_What to do_: Count how many lines in the material below hold the word "this"; the reply is that number alone.

_Data for the task_:
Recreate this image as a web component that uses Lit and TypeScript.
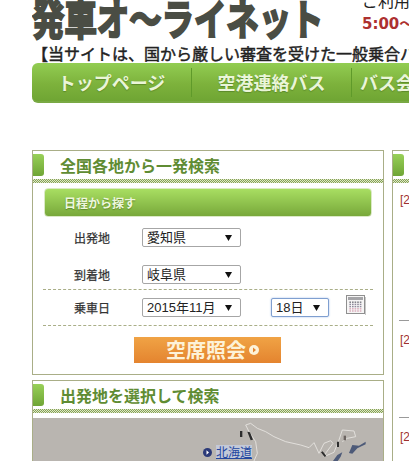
import { LitElement, html, svg, css } from "lit";
import { customElement } from "lit/decorators.js";

@customElement("app-root")
export class AppRoot extends LitElement {
  static styles = css`
    :host { display: block; width: 409px; height: 461px; overflow: hidden; background: #fff; font-family: "Liberation Sans", "Noto Sans CJK JP", sans-serif; color: #333; }
    * { box-sizing: border-box; }
    .page { width: 900px; padding-left: 32px; height: 461px; overflow: hidden; }
    .top { display: flex; height: 44px; overflow: hidden; }
    .logo { width: 330px; height: 40px; margin-top: 3px; flex: none; font-family: "Noto Sans CJK JP", sans-serif; font-weight: 700; font-size: 32.4px; line-height: 40px; color: #4a4d44; -webkit-text-stroke: 1.7px #4a4d44; white-space: nowrap; transform: scaleY(1.3); transform-origin: 0 100%; }
    .info { margin-top: -9px; color: #222; font-size: 16px; line-height: 18px; white-space: nowrap; font-family: "Noto Sans CJK JP", sans-serif; }
    .hours { color: #ad3030; font-family: "DejaVu Sans", "Noto Sans CJK JP", sans-serif; font-weight: 700; font-size: 15px; line-height: 20px; margin-top: 5px; }
    .notice { height: 19px; font-family: "Noto Sans CJK JP", sans-serif; font-size: 16px; line-height: 19px; font-weight: 400; color: #222; white-space: nowrap; -webkit-text-stroke: .45px #222; }
    .nav { display: flex; height: 40px; width: 700px; border-radius: 6px; background: linear-gradient(#92cd52, #7db23c 55%, #6fa533); border-bottom: 2px solid #79a944; align-items: center; }
    .nav a { width: 160px; flex: none; height: 29px; display: flex; align-items: center; justify-content: center; font-family: "Noto Sans CJK JP", sans-serif; font-weight: 700; font-size: 18px; color: #eaf5d8; text-shadow: 0 1px 1px #5b8a2a; border-right: 1px solid #5f9a2a; }
    .nav a.last { justify-content: flex-start; padding-left: 8px; border-right: 0; }
    .cols { display: flex; gap: 8px; margin-top: 47px; align-items: flex-start; }
    .left { width: 352px; flex: none; display: flex; flex-direction: column; gap: 5px; }
    .panel { border: 1px solid #a9ae87; background: #fff; }
    .title { display: flex; align-items: center; height: 28px; }
    .pill { width: 11px; height: 22px; flex: none; border-radius: 0 3px 3px 0; background: linear-gradient(#98d058, #6fa535); }
    .title h2 { margin: 0 0 0 16px; font-family: "Noto Sans CJK JP", sans-serif; font-size: 16px; line-height: 22px; font-weight: 700; color: #5f8c33; white-space: nowrap; }
    .band { height: 4px; background: repeating-conic-gradient(#86a257 0 25%, #dfe8c8 0 50%) 0 0 / 2px 2px; }
    .body { padding: 5px 10px 11px; }
    .bar { margin: 0 1px; height: 29px; border: 1px solid #dbe9c6; border-radius: 4px; background: linear-gradient(#a8de62, #78a83a); display: flex; align-items: center; padding-left: 19px; font-family: "Noto Sans CJK JP", sans-serif; font-size: 12px; font-weight: 700; color: #eef7de; text-shadow: 0 1px 1px #5f8a2e; }
    .row { display: flex; align-items: center; padding-left: 31px; height: 19px; }
    .row.a { margin-top: 11px; }
    .row.b { margin-top: 18px; }
    .row.c { height: 37px; margin-top: 5px; border-top: 1px dashed #a9ae87; border-bottom: 1px dashed #a9ae87; }
    label { width: 68px; flex: none; font-size: 12px; font-family: "Noto Sans CJK JP", sans-serif; font-weight: 400; -webkit-text-stroke: .25px #333; color: #333; white-space: nowrap; }
    .sel { position: relative; width: 99px; height: 19px; flex: none; }
    .sel.day { width: 58px; margin-left: 30px; }
    select { appearance: none; -webkit-appearance: none; width: 100%; height: 100%; margin: 0; padding: 0 0 0 4px; border: 1px solid #a6a6a6; border-radius: 2px; background: #fff; font-family: "Liberation Sans", "Noto Sans CJK JP", sans-serif; font-size: 13px; color: #222; outline: none; }
    .sel.day select { border-color: #7f9fd0; box-shadow: 0 0 2px #9db8e6; }
    .sel svg { position: absolute; right: 9px; top: 7px; width: 7px; height: 6px; pointer-events: none; }
    .cal { width: 20px; height: 20px; flex: none; margin: 0 0 5px 17px; }
    .btnrow { padding-left: 91px; margin-top: 11px; }
    .btn { width: 147px; height: 26px; display: flex; align-items: center; padding-left: 32px; gap: 3px; border: 0; background: linear-gradient(#f0a345, #e4842f); font-family: "Noto Sans CJK JP", sans-serif; font-size: 20px; line-height: 26px; font-weight: 700; color: #fdf2d8; }
    .btn svg { width: 10px; height: 10px; flex: none; }
    .map { position: relative; height: 60px; margin-top: 5px; background: #b9b5b0; overflow: hidden; }
    .map > svg { position: absolute; left: 0; top: 0; width: 350px; height: 60px; }
    .link { position: absolute; left: 170px; top: 27px; display: flex; align-items: center; gap: 4px; font-size: 12px; line-height: 14px; color: #2447a0; white-space: nowrap; font-family: "Noto Sans CJK JP", sans-serif; }
    .link span { text-decoration: underline; background: #c3c9d8; }
    .link svg { width: 9px; height: 9px; }
    .right { width: 300px; flex: none; }
    .panel.r { height: 400px; border-right: 0; }
    .item { padding: 10px 0 0 7px; font-size: 12px; line-height: 14px; color: #a03030; }
    .item.one { height: 137px; }
    .item.two { height: 97px; }
    .item.next { border-top: 1px solid #9a9a9a; margin-left: 6px; padding: 12px 0 0 1px; }
  `;

  private arrow() {
    return html`<svg viewBox="0 0 7 6"><path d="M0 0h7L3.5 6z" fill="#111"/></svg>`;
  }

  private calendar() {
    const cells = [];
    for (let r = 0; r < 5; r++) {
      for (let c = 0; c < 5; c++) {
        const fill = r > 2 ? "#d9a8b8" : r === 0 ? "#77777f" : "#8f8a9c";
        cells.push(svg`<rect x=${3.4 + c * 2.6} y=${6.5 + r * 2.2} width="1.6" height="1.4" fill=${fill}/>`);
      }
    }
    return html`<svg class="cal" viewBox="0 0 20 20">
      <rect x=".5" y=".5" width="18" height="18" fill="#f6f5f5" stroke="#8f8f8f"/>
      <rect x="19" y="2" width="1" height="18" fill="#c8c8c8"/>
      <rect x="2" y="2" width="15" height="3" fill="#a5a5a8"/>
      ${cells}
    </svg>`;
  }

  render() {
    return html`
      <div class="page">
        <div class="top">
          <div class="logo">発車オ〜ライネット</div>
          <div class="info">ご利用可能時間<div class="hours">5:00〜24:00</div></div>
        </div>
        <div class="notice">【当サイトは、国から厳しい審査を受けた一般乗合バス会社のみを掲載しています】</div>
        <nav class="nav">
          <a>トップページ</a>
          <a>空港連絡バス</a>
          <a class="last">バス会社一覧</a>
        </nav>
        <div class="cols">
          <div class="left">
            <section class="panel">
              <div class="title"><div class="pill"></div><h2>全国各地から一発検索</h2></div>
              <div class="band"></div>
              <div class="body">
                <div class="bar">日程から探す</div>
                <div class="row a"><label>出発地</label><div class="sel"><select><option>愛知県</option></select>${this.arrow()}</div></div>
                <div class="row b"><label>到着地</label><div class="sel"><select><option>岐阜県</option></select>${this.arrow()}</div></div>
                <div class="row c">
                  <label>乗車日</label>
                  <div class="sel"><select><option>2015年11月</option></select>${this.arrow()}</div>
                  <div class="sel day"><select><option>18日</option></select>${this.arrow()}</div>
                  ${this.calendar()}
                </div>
                <div class="btnrow">
                  <button class="btn">空席照会<svg viewBox="0 0 10 10"><circle cx="5" cy="5" r="5" fill="#fdf2d8"/><path d="M4 2.6 7 5 4 7.4z" fill="#e4842f"/></svg></button>
                </div>
              </div>
            </section>
            <section class="panel">
              <div class="title"><div class="pill"></div><h2>出発地を選択して検索</h2></div>
              <div class="band"></div>
              <div class="map">
                <svg viewBox="0 0 350 60">
                  <g transform="translate(176 -43) scale(.3333)">
                    <path d="M110 150 125 145 145 160 170 170 195 185 230 200 275 210 300 218 315 203 330 235 345 205 365 197 372 205 352 232 345 245 375 232 390 195 400 165 435 168 440 185 415 190 400 200M110 150 120 170 140 200 145 235 135 258" fill="none" stroke="#e8e6e2" stroke-width="2.6"/>
                    <path d="M372 258 385 240 400 232 395 245 385 260zM420 234 430 210 450 212 470 200 470 208 445 220 430 236z" fill="#4d5a78"/>
                    <path d="M93 168h7v18h-7zM115 170l8 2 9 22-7 2zM384 200h6v16h-6zM336 232l5-3 11 14-5 3z" fill="#2d2d2d"/>
                    <path d="M404 182h7v14h-7z" fill="#6b6460"/>
                  </g>
                </svg>
                <a class="link"><svg viewBox="0 0 9 9"><circle cx="4.5" cy="4.5" r="4.5" fill="#2c3a78"/><path d="M3.5 2.2 6 4.5 3.5 6.8z" fill="#fff"/></svg><span>北海道</span></a>
              </div>
            </section>
          </div>
          <div class="right">
            <section class="panel r">
              <div class="title"><div class="pill"></div></div>
              <div class="band"></div>
              <div class="item one">[2015/11/10]</div>
              <div class="item two next">[2015/11/05]</div>
              <div class="item next">[2015/10/28]</div>
            </section>
          </div>
        </div>
      </div>
    `;
  }
}
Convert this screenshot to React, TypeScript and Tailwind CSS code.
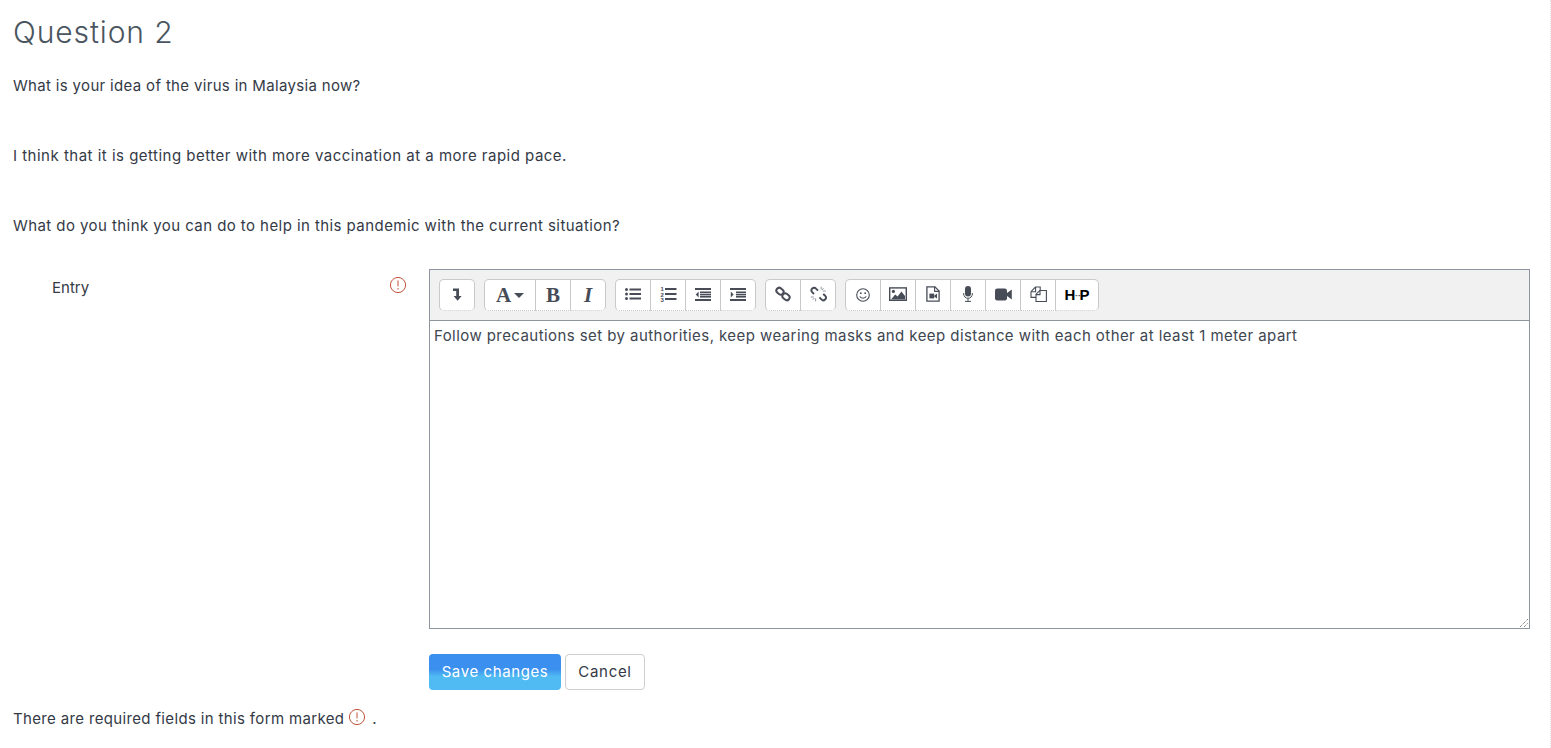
import React from "react";

const ic = "#474c57";

function Info({ className = "" }: { className?: string }) {
  return (
    <svg viewBox="0 0 18 18" className={className} fill="none">
      <circle cx="9" cy="9" r="7.6" stroke="#c2553a" strokeWidth="1" />
      <path d="M9 4.4v6" stroke="#c2553a" strokeWidth="1" />
      <path d="M9 12v1.6" stroke="#c2553a" strokeWidth="1" />
    </svg>
  );
}

function Btn({ w = "w-[35px]", first, last, children }: { w?: string; first?: boolean; last?: boolean; children: React.ReactNode }) {
  return (
    <div
      className={`${w} h-[32px] flex items-center justify-center bg-white border-t border-b border-[#c9c9c9] [border-bottom-style:dotted] border-r ${first ? "border-l rounded-l-[5px]" : ""} ${last ? "rounded-r-[5px]" : ""}`}
    >
      {children}
    </div>
  );
}

function Bars({ x, ys, h = 2 }: { x: number; ys: number[]; h?: number }) {
  return (
    <>
      {ys.map((y) => (
        <rect key={y} x={x} y={y} width={16 - x} height={h} fill={ic} />
      ))}
    </>
  );
}

function Toolbar() {
  return (
    <div className="h-[51px] bg-[#f1f1f1] border-b border-[#8f959e] flex items-center pl-[9px] gap-[9px]">
      <div className="flex">
        <Btn w="w-[36px]" first last>
          <svg viewBox="0 0 10 13" className="w-[10px] h-[13px] mt-[-1px]" fill={ic}>
            <path d="M1 0.5h6v7.5h2.6L5.6 12.8 1.6 8h2.6V3H1z" />
          </svg>
        </Btn>
      </div>
      <div className="flex">
        <Btn w="w-[52px]" first>
          <span className="font-['Liberation_Serif',serif] font-bold text-[21px] leading-none" style={{ color: ic }}>A</span>
          <span className="ml-[3px] w-0 h-0 border-l-[5px] border-r-[5px] border-t-[5px] border-l-transparent border-r-transparent border-t-[#474c57]" />
        </Btn>
        <Btn>
          <span className="font-['Liberation_Serif',serif] font-bold text-[21px] leading-none" style={{ color: ic }}>B</span>
        </Btn>
        <Btn last>
          <span className="font-['Liberation_Serif',serif] font-bold italic text-[21px] leading-none" style={{ color: ic }}>I</span>
        </Btn>
      </div>
      <div className="flex">
        <Btn w="w-[36px]" first>
          <svg viewBox="0 0 16 12" className="w-[16px] h-[12px] mt-[-2px]" fill={ic}>
            <circle cx="1.5" cy="1.5" r="1.5" />
            <circle cx="1.5" cy="6" r="1.5" />
            <circle cx="1.5" cy="10.5" r="1.5" />
            <Bars x={4.5} ys={[0.5, 5, 9.5]} />
          </svg>
        </Btn>
        <Btn>
          <svg viewBox="0 0 16 16" className="w-[17px] h-[16px] mt-[-2px]" fill={ic}>
            <text x="0" y="5" fontSize="6" fontFamily="Liberation Sans" fontWeight="700">1</text>
            <text x="0" y="10.5" fontSize="6" fontFamily="Liberation Sans" fontWeight="700">2</text>
            <text x="0" y="16" fontSize="6" fontFamily="Liberation Sans" fontWeight="700">3</text>
            <Bars x={4.5} ys={[2, 7, 12]} />
          </svg>
        </Btn>
        <Btn>
          <svg viewBox="0 0 16 13" className="w-[16px] h-[13px] mt-[-2px]" fill={ic}>
            <rect x="0" y="0" width="16" height="2" />
            <rect x="0" y="11" width="16" height="2" />
            <rect x="5" y="3.5" width="11" height="1.6" />
            <rect x="5" y="5.8" width="11" height="1.6" />
            <rect x="5" y="8" width="11" height="1.6" />
            <path d="M3.6 3.6v5.8L0.8 6.5z" />
          </svg>
        </Btn>
        <Btn last>
          <svg viewBox="0 0 16 13" className="w-[16px] h-[13px] mt-[-2px]" fill={ic}>
            <rect x="0" y="0" width="16" height="2" />
            <rect x="0" y="11" width="16" height="2" />
            <rect x="6" y="3.5" width="10" height="1.6" />
            <rect x="6" y="5.8" width="10" height="1.6" />
            <rect x="6" y="8" width="10" height="1.6" />
            <path d="M0.8 3.6v5.8L3.6 6.5z" />
          </svg>
        </Btn>
      </div>
      <div className="flex">
        <Btn w="w-[36px]" first>
          <svg viewBox="0 0 16 16" className="w-[16px] h-[16px] mt-[-2px]" fill="none" stroke={ic} strokeWidth="2">
            <rect x="1.2" y="2.4" width="7.6" height="5.6" rx="2.8" transform="rotate(40 5 5.2)" />
            <rect x="7.2" y="8" width="7.6" height="5.6" rx="2.8" transform="rotate(40 11 10.8)" />
          </svg>
        </Btn>
        <Btn last>
          <svg viewBox="0 0 17 16" className="w-[17px] h-[16px] mt-[-2px]" fill="none" stroke={ic} strokeWidth="1.9">
            <path d="M8 4.6 6 2.6a2.6 2.6 0 0 0-3.8 3.6L4 8" />
            <path d="M9.4 11.4l2 2a2.6 2.6 0 0 0 3.8-3.6L13.2 8" />
            <path d="M11.2 0.6v3M13.6 2.2l-1.6 1.8M15.8 5h-3M0.8 11h3M2.6 13.8 4.4 12M5.6 15.4v-3" stroke="#8a8f98" strokeWidth="0.9" />
          </svg>
        </Btn>
      </div>
      <div className="flex">
        <Btn w="w-[36px]" first>
          <svg viewBox="0 0 14 14" className="w-[14px] h-[14px]" fill="none" stroke={ic} strokeWidth="1.1">
            <circle cx="7" cy="7" r="6.3" />
            <circle cx="4.8" cy="5.2" r="0.9" fill={ic} stroke="none" />
            <circle cx="9.2" cy="5.2" r="0.9" fill={ic} stroke="none" />
            <path d="M3.8 8.4c1 2.4 5.4 2.4 6.4 0" />
          </svg>
        </Btn>
        <Btn>
          <svg viewBox="0 0 18 14" className="w-[18px] h-[14px] mt-[-2px]" fill="none">
            <rect x="0.7" y="0.9" width="16.6" height="12.4" stroke={ic} strokeWidth="1.4" />
            <circle cx="4.4" cy="4.4" r="1.6" fill={ic} />
            <path d="M2 12.4 6.2 7.6l2.4 2 3.8-5 3.6 4.4v3.4z" fill={ic} />
          </svg>
        </Btn>
        <Btn>
          <svg viewBox="0 0 14 16" className="w-[14px] h-[16px] mt-[-2px]" fill="none">
            <path d="M0.9 0.8h8l4.2 4.2v10.2H.9z" stroke={ic} strokeWidth="1.3" />
            <path d="M8.6 0.8v4.6h4.6" stroke={ic} strokeWidth="1.1" />
            <rect x="3.4" y="7.6" width="4.8" height="4.8" fill={ic} />
            <path d="M8.2 9.8l2.8-2.2v5l-2.8-2.2z" fill={ic} />
          </svg>
        </Btn>
        <Btn>
          <svg viewBox="0 0 10 16" className="w-[10px] h-[16px] mt-[-2px]" fill="none" stroke={ic}>
            <rect x="2" y="0" width="6" height="10.4" rx="3" fill={ic} stroke="none" />
            <path d="M0.7 7v1a4.3 4.3 0 0 0 8.6 0V7M5 12.5v2.8M2 15.4h6" strokeWidth="1" />
          </svg>
        </Btn>
        <Btn>
          <svg viewBox="0 0 17 13" className="w-[17px] h-[13px] mt-[-2px]" fill={ic}>
            <rect x="0" y="0.5" width="12" height="12" rx="2.2" />
            <path d="M12 5 16.8 1.4v10.2L12 8z" />
          </svg>
        </Btn>
        <Btn>
          <svg viewBox="0 0 17 16" className="w-[17px] h-[16px] mt-[-2px]" fill="none" stroke={ic} strokeWidth="1.1">
            <path d="M6 11.4H1V5.6L5.4 1h4.8v3.6" />
            <path d="M1 5.8h4.6V1" />
            <path d="M6 10V8.2l3.8-3.7h6.6v11H6z" />
            <path d="M6 8.6h4V4.6" />
          </svg>
        </Btn>
        <Btn w="w-[43px]" last>
          <span className="font-['Liberation_Sans',sans-serif] font-bold text-[15px] leading-none text-black flex items-center mt-[-1px]">
            H<span className="text-[8px] font-normal -mx-[2px]">↔</span>P
          </span>
        </Btn>
      </div>
    </div>
  );
}

export default function App() {
  return (
    <div className="w-[1551px] h-[748px] overflow-hidden bg-white font-['Inter',sans-serif] text-[15px] text-[#343a46] border-r border-dotted border-r-[#e4e4e4] pl-[13px] pr-[20px]">
      <h2 className="text-[30px] leading-[36px] font-light text-[#4a5560] pt-[14px] tracking-[0.9px]">Question 2</h2>
      <p className="mt-[26px] leading-[20px] tracking-[0.33px]">What is your idea of the virus in Malaysia now?</p>
      <p className="mt-[50px] leading-[20px] tracking-[0.49px]">I think that it is getting better with more vaccination at a more rapid pace.</p>
      <p className="mt-[50px] leading-[20px] tracking-[0.43px]">What do you think you can do to help in this pandemic with the current situation?</p>

      <div className="flex mt-[33px]">
        <div className="w-[416px] flex justify-between items-start pl-[39px] pr-[22px] pt-[9px]">
          <span className="leading-[20px]">Entry</span>
          <Info className="w-[18px] h-[18px] mt-[-2px]" />
        </div>
        <div className="w-[1101px]">
          <div className="h-[360px] border border-[#8f959e] relative flex flex-col">
            <Toolbar />
            <div className="flex-1 px-[4px] pt-[5px] leading-[20px] text-[#3e4650] tracking-[0.43px]">
              Follow precautions set by authorities, keep wearing masks and keep distance with each other at least 1 meter apart
            </div>
            <svg viewBox="0 0 10 10" className="absolute right-0 bottom-0 w-[10px] h-[10px]" stroke="#555" strokeWidth="1" strokeDasharray="1 1">
              <path d="M1 9 9 1M5 9 9 5" />
            </svg>
          </div>
          <div className="flex gap-[4px] mt-[25px]">
            <div className="w-[132px] h-[36px] rounded-[4px] bg-[linear-gradient(#3b8fee_0,#3b8fee_42%,#50baf3_62%,#50baf3_100%)] text-white flex items-center justify-center tracking-[0.6px] pt-px">Save changes</div>
            <div className="w-[80px] h-[36px] rounded-[4px] border border-[#cfcfcf] flex items-center justify-center tracking-[0.7px] pt-px">Cancel</div>
          </div>
        </div>
      </div>

      <div className="flex items-center mt-[19px] leading-[20px]">
        <span className="tracking-[0.35px]">There are required fields in this form marked</span>
        <Info className="w-[18px] h-[18px] ml-[4px] mt-[-4px]" />
        <span className="ml-[6px]">.</span>
      </div>
    </div>
  );
}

_Response to the exercise_: 9